During their ride, the customer can change their mind and leave the bike at a different parking lot or booth to the one they had initially chosen. Workers at Ha’BiCi, at every one of these points, communicate with each other so they all know about drop offs. Thus, there is constant communication which allows them to locate and control the bikes at all times.
Nayvis explains that only 12 people are in charge of overseeing every aspect of this public bike project.
With regards of distribution of earnings among the different bodies involved, she adds that Velo Cuba members and the main managers of Ha’BiCi keep the small profit that the project generates, because the service is cheap.
“How lucky we’ve been that Velo Cuba hasn’t had to invest money for the public bike project, as Ha’BiCi has managed to cover its expenses with its own revenue and the net profit goes to the operator which is Velo Cuba in this case, the government doesn’t receive anything for the project, nor does any other institution.
“It has been designed so that the revenue it brings in, the result of renting bikes out, are enough to pay workers in the system, to pay for the upkeep of bikes and other expenses such as water, electricity, supplies, raw materials and materials,” Nayvis says about the distribution of earnings.
She says that she is very happy that there has been a small profit in the few short months the project has been up and running, and that there haven’t been any losses.
Challenges to getting about better with Ha’BiCi
The Basque Government’s donation to the Ha’BiCi project also included spare parts, as well as the 60 bikes that came to Cuba. They expect that these supplies will keep the project running for a year, more or less.
They hope that different government bodies will help out with future investments, which will be necessary because of the natural wear and tear of the bikes.
Velo Cuba’s role in this regard, has been very clear until now. They will run the project because this is what was negotiated within the scope of the project and because they can’t import equipment either. Even if they could, the prices they offer this service to the public for wouldn’t allow them to accummulate a sum which could be destined for imports.
“We aren’t authorized to import anything. No Cuban entrepreneur can import. Therefore, even if we wanted to, we couldn’t. The so-called “intermediary” in this case, the City Historian’s Office, doesn’t really serve as such; it is rather the supplier and it is the real support for the project’s existence; because no private owner right now would be able to take on a project of this kind, I believe, not only because of the resources needed, but also because of the prices it upholds,” Nayvis explains.
Every month, representatives fom every party involved in the Ha’BiCi project, especially Havana City Historian’s Office and the province’s transport directorate, meet up with Velo Cuba members to discover how it’s playing out and to round up general statistics so they can evaluate them.

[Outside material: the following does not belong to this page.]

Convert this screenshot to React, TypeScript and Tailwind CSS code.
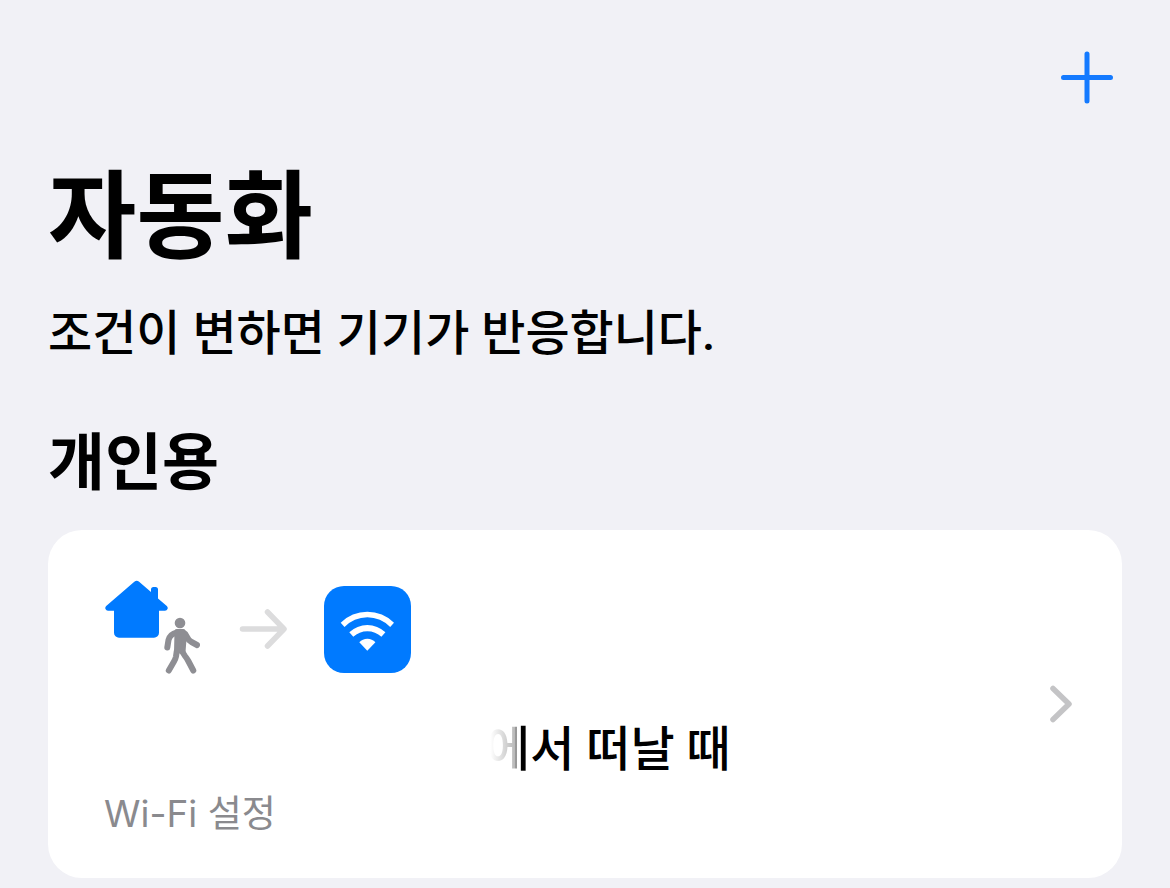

There are other follow-up meetings with the project’s foreign donors, that is to say, Tecnalia, whose directors come to Cuba to see how the initiative is developing.
These different institutions continue to check in with Ha’BiCi. At every meeting, you can hear Velo Cuba’s members voicing their concerns so they can perfect the first public bike service in Havana. If this synergy between the private and state sector works, it could lead to this service being multiplied in other parts of the city and country.